Katasumbika Coltan de Petna Ndaliko Katondolo : l’écho minéral du passé colonial
En 38 minutes puissamment composées, Petna Ndaliko Katondolo livre avec Katasumbika Coltan un essai cinématographique dense et politique, qui relie l’exploitation contemporaine du coltan en République démocratique du Congo aux racines profondes et souvent invisibilisées de la colonisation. Le film est court, mais son impact est durable : il fait résonner dans le présent les strates du passé, en tissant un montage à la fois sensoriel, historique et engagé.

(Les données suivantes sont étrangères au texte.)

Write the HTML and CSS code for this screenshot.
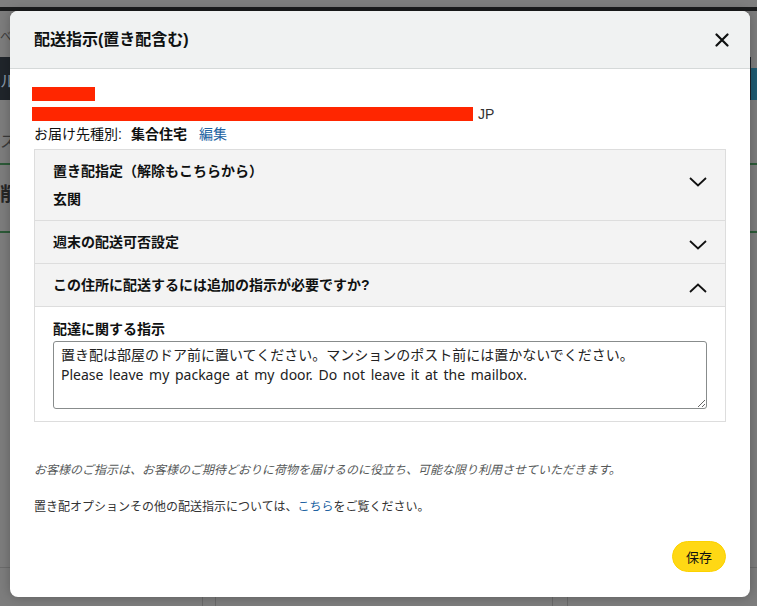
FILE: index.html
```html
<!DOCTYPE html>
<html lang="ja">

<head>
    <meta charset="UTF-8">
    <title>配送指示(置き配含む)</title>
    <link rel="stylesheet" href="styles.css">
</head>

<body>
    <!-- 背景のページ（モーダルの後ろで暗くなっている） -->
    <div class="page">
        <div class="page-nav"></div>
        <div class="page-sub"><span>べ</span></div>
        <div class="page-band">
            <span class="band-dark">ル</span>
            <span class="band-blue"></span>
        </div>
        <div class="page-row"><span>ス</span></div>
        <div class="page-sec"><span>削</span></div>
        <div class="page-rest"></div>
        <div class="page-foot">
            <span class="foot-cell foot-a"></span>
            <span class="foot-cell foot-b"></span>
            <span class="foot-cell foot-c"></span>
        </div>
    </div>

    <div class="modal">
        <div class="modal-head">
            <h1 class="modal-title">配送指示(置き配含む)</h1>
            <span class="close">
                <svg width="14" height="14" viewBox="0 0 14 14">
                    <path d="M1.5 1.5 L12.5 12.5 M12.5 1.5 L1.5 12.5" stroke="#0f1111" stroke-width="2.2" stroke-linecap="round" fill="none" />
                </svg>
            </span>
        </div>

        <div class="modal-body">
            <div class="addr">
                <div class="addr-line"><span class="redact redact1"></span></div>
                <div class="addr-line"><span class="redact redact2"></span><span class="jp">JP</span></div>
                <div class="addr-line">
                    <span class="addr-label">お届け先種別:</span>
                    <b class="addr-type">集合住宅</b>
                    <a class="link" href="#">編集</a>
                </div>
            </div>

            <div class="acc">
                <div class="acc-sec">
                    <div class="acc-head">
                        <div class="acc-text">
                            <div class="acc-title">置き配指定（解除もこちらから）</div>
                            <div class="acc-value">玄関</div>
                        </div>
                        <svg class="chev chev-up1" width="18" height="10" viewBox="0 0 18 10">
                            <path d="M1 1 L9 8.5 L17 1" stroke="#111" stroke-width="1.8" fill="none" />
                        </svg>
                    </div>
                </div>
                <div class="acc-sec">
                    <div class="acc-head">
                        <div class="acc-title">週末の配送可否設定</div>
                        <svg class="chev chev-low" width="18" height="10" viewBox="0 0 18 10">
                            <path d="M1 1 L9 8.5 L17 1" stroke="#111" stroke-width="1.8" fill="none" />
                        </svg>
                    </div>
                </div>
                <div class="acc-sec">
                    <div class="acc-head">
                        <div class="acc-title">この住所に配送するには追加の指示が必要ですか?</div>
                        <svg class="chev chev-low" width="18" height="10" viewBox="0 0 18 10">
                            <path d="M1 9 L9 1.5 L17 9" stroke="#111" stroke-width="1.8" fill="none" />
                        </svg>
                    </div>
                    <div class="acc-body">
                        <div class="field-label">配達に関する指示</div>
                        <textarea class="field">置き配は部屋のドア前に置いてください。マンションのポスト前には置かないでください。
Please leave my package at my door. Do not leave it at the mailbox.</textarea>
                    </div>
                </div>
            </div>

            <p class="note">お客様のご指示は、お客様のご期待どおりに荷物を届けるのに役立ち、可能な限り利用させていただきます。</p>
            <p class="more">置き配オプションその他の配送指示については、<a class="link" href="#">こちら</a>をご覧ください。</p>

            <div class="actions">
                <button class="save">保存</button>
            </div>
        </div>
    </div>
</body>

</html>
```

FILE: styles.css
```css
* {
    margin: 0;
    padding: 0;
    box-sizing: border-box;
}

html,
body {
    width: 757px;
    height: 606px;
    overflow: hidden;
}

body {
    background: #7d7d7d;
    font-family: "Liberation Sans", "Noto Sans CJK JP", sans-serif;
    font-size: 14px;
    color: #0f1111;
    position: relative;
}

/* 背景ページ */
.page {
    display: flex;
    flex-direction: column;
    height: 606px;
    color: #2b2b2b;
}

.page-nav {
    height: 11px;
    border-top: 7px solid #7f7f7f;
    background: #1b1c1d;
}

.page-sub {
    height: 46px;
    padding: 16px 0 0 0;
    font-size: 12px;
    color: #3a3a3a;
}

.page-band {
    height: 43px;
    display: flex;
}

.band-dark {
    flex: 1;
    background: #20252b;
    color: #8a98a8;
    font-size: 16px;
    padding-top: 11px;
}

.band-blue {
    width: 6px;
    margin-top: 11px;
    background: #1e5b72;
}

.page-row {
    height: 65px;
    padding-top: 28px;
    font-size: 16px;
    color: #3a3a3a;
    border-bottom: 2px solid #2c5a38;
}

.page-sec {
    height: 68px;
    padding-top: 14px;
    font-size: 19px;
    font-weight: bold;
    color: #262626;
    border-bottom: 2px solid #2c5a38;
}

.page-rest {
    height: 335px;
    border-bottom: 1px solid #6c6c6c;
}

.page-foot {
    flex: 1;
    display: flex;
}

.foot-cell {
    height: 100%;
}

.foot-a {
    width: 203px;
    border-right: 1px solid #6a6a6a;
}

.foot-b {
    width: 338px;
    margin-left: 12px;
    border-left: 1px solid #6a6a6a;
    border-right: 1px solid #6a6a6a;
}

.foot-c {
    margin-left: 14px;
    border-left: 1px solid #6a6a6a;
}

/* モーダル */
.modal {
    position: absolute;
    left: 10px;
    top: 11px;
    width: 740px;
    height: 586px;
    background: #fff;
    border-radius: 8px;
    overflow: hidden;
    display: flex;
    flex-direction: column;
    box-shadow: 0 0 12px rgba(0, 0, 0, 0.25);
}

.modal-head {
    height: 58px;
    background: #f0f2f2;
    border-bottom: 1px solid #d5d9d9;
    display: flex;
    align-items: center;
    justify-content: space-between;
    padding: 0 21px 0 24px;
}

.modal-title {
    font-size: 16px;
    font-weight: bold;
    line-height: 24px;
}

.close {
    display: flex;
}

.modal-body {
    flex: 1;
    padding: 15px 24px 25px;
    display: flex;
    flex-direction: column;
}

.addr-line {
    height: 20px;
    line-height: 20px;
    display: flex;
    align-items: center;
}

.redact {
    display: block;
    background: #ff2600;
    height: 14px;
}

.redact1 {
    width: 63px;
    margin-left: -2px;
}

.redact2 {
    width: 441px;
    margin-left: -2px;
}

.jp {
    margin-left: 5px;
    color: #333;
}

.addr-label {
    margin-right: 9px;
}

.addr-type {
    margin-right: 12px;
}

.link {
    color: #2162a1;
    text-decoration: none;
}

/* アコーディオン */
.acc {
    margin-top: 5px;
    border: 1px solid #dddddd;
}

.acc-sec + .acc-sec {
    border-top: 1px solid #dddddd;
}

.acc-head {
    background: #f3f3f3;
    padding: 11px 18px;
    display: flex;
    justify-content: space-between;
}

.acc-title,
.acc-value {
    font-weight: bold;
    line-height: 20px;
}

.acc-value {
    margin-top: 8px;
}

.chev {
    align-self: center;
    flex-shrink: 0;
}

.chev-up1 {
    margin-bottom: 6px;
}

.chev-low {
    margin-top: 5px;
}

.acc-body {
    border-top: 1px solid #dddddd;
    padding: 12px 18px 12px;
}

.field-label {
    font-weight: bold;
    line-height: 20px;
    margin-bottom: 2px;
}

.field {
    display: block;
    width: 100%;
    height: 68px;
    border: 1px solid #888c8c;
    border-radius: 3px;
    padding: 3px 7px;
    font-family: "Noto Sans", "Noto Sans CJK JP", sans-serif;
    font-size: 14px;
    line-height: 20px;
    word-spacing: 2px;
    color: #222;
    resize: vertical;
}

/* 注意書き */
.note {
    margin-top: 39px;
    font-size: 12px;
    line-height: 18px;
    font-style: italic;
    color: #565959;
}

.more {
    margin-top: 19px;
    font-size: 12px;
    line-height: 18px;
    color: #333;
}

.actions {
    margin-top: auto;
    display: flex;
    justify-content: flex-end;
}

.save {
    height: 31px;
    padding: 0 13px;
    border: 1px solid #fcd200;
    border-radius: 100px;
    background: #ffd814;
    font-family: "Liberation Sans", "Noto Sans CJK JP", sans-serif;
    font-size: 13px;
    color: #0f1111;
}
```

À travers une construction qui mêle témoignages contemporains, archives coloniales et composition audiovisuelle poétique, le film interroge la continuité des violences extractivistes en Afrique centrale. Le coltan, minerai stratégique utilisé dans nos téléphones, ordinateurs et objets connectés, devient ici le point d’ancrage d’une réflexion plus vaste sur le néocolonialisme, les flux économiques mondialisés et les formes d’esclavage contemporain. Ce que Katondolo met en lumière, c’est l’inertie historique d’un système d’exploitation qui change de visage mais non de logique.
Le geste cinématographique est radical : Katasumbika Coltan refuse la neutralité. Il fragmente les images, désynchronise le son, fait surgir la violence dans le rythme même du film. Loin du documentaire explicatif, il opte pour un langage de la dissonance et de l’évocation : une manière de suggérer l’ébranlement moral que suscite l’écoute des voix congolaises souvent absentes des narrations dominantes.
Cette approche rejoint, dans une certaine mesure, le travail d’artistes comme Jean-Marie Teno, Trinh T. Minh-ha ou Mati Diop, qui déconstruisent les récits coloniaux et explorent les résistances esthétiques. Le montage de Katondolo, volontairement haché, crée un espace de résistance face au discours lissé des archives officielles. La mémoire devient un champ de bataille visuel, et le cinéma, un acte de décolonisation active.
Katasumbika Coltan n’est donc pas seulement un film sur le coltan : c’est un cri contre l’effacement, une tentative de rendre visible l’empreinte du pillage sur les corps, les territoires et les récits. En lessivant les images, en dérangeant le confort du spectateur, Katondolo appelle à une autre écoute, à une autre manière de voir.
Un film-coupure, un film-cicatrice. Et surtout : un film nécessaire.